Pero vamos nosotros a dar la vuelta a la frase agustiniana; vamos a decir: la playa es un matrimonio.

Realmente, parece indicio de un deseo —oscuro, caótico deseo sin nombre— el cla­mor profundo del mar. En su alta sole­dad oceánica el mar gime en su soltería milenaria poblada, nada más, de peces mu­dos, de seres que jamás acertaron con el gesto expresivo. ¿Por qué ninguna especie de la fauna marina logró salir de su si­lencio? ¿Qué condena es ésa? En la tie­rra están el balido, el trino, el rugido, el grito, la palabra... Pero no hay más so­nido ni más ruido que el del mar en el mar.

Mientras acá, la tierra —alma— es una gracia desplegada. Es el auténtico espec­táculo de luz y sonido para la escenifica­ción de la vida con todas las posibilida­des que la vida entraña. ¿No es lógico, pues, que el oscuro celibato del mar enca­denado e impotente aparezca como módu­lo de lo hosco, de lo triste, de lo trágico? El océano es una naturaleza sobre la que no gravita aún la forma. La tierra es, en cambio, "naturaleza sobrenatural", como diría Carlyle.

Eternamente enfrentados tierra y mar, surge el accidente de la costa. Pero la cos­ta es drama. Y la misma palabra "acan­tilado" tiene nombre trágico. El mar, cuan­do padece de la tierra a la vista, ya no puede resignarse: la desea con todos sus arrestos. Ruge y se enardece. Pero es la suya una tragedia inapelable, dictada por la fatalidad. La Costa Brava está dicien­do a las olas: "Desechad toda esperanza." Nada tan dantesco como ciertos parajes del litoral cuya terminología misma es ya de infierno...
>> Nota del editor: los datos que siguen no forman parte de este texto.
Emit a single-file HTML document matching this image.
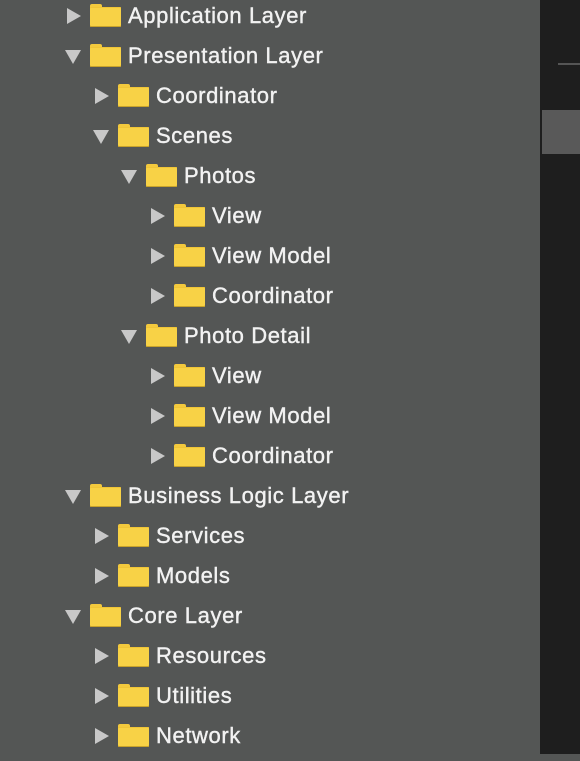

Únicamente la playa, suave y fácil, brin­da un tálamo para las nupcias. Matrimo­nio para que el mar amanse sus iras. Pe­ro, ¿qué iras? (Nunca es tan fiero el león... cabría repetir.) En la cenefa de la playa no están los monstruos arrojados del océa­no. (¿Qué monstruos?) Están las sirenas de tierra adentro. Porque —es lo grande— resulta que no hay sirenas sino en la tie­rra. Y están los niños con sus castillos de arena y sus barcos de juguete. El mila­gro lo ha producido la arena. Ese transi­gir de la costa sin renunciar un ápice de sus derechos. Ese supeditarse sin rendirse. Esa "política", en fin, que es, en resumi­das cuentas, la política de la tierra en la playa y... la de la mujer en el matri­monio.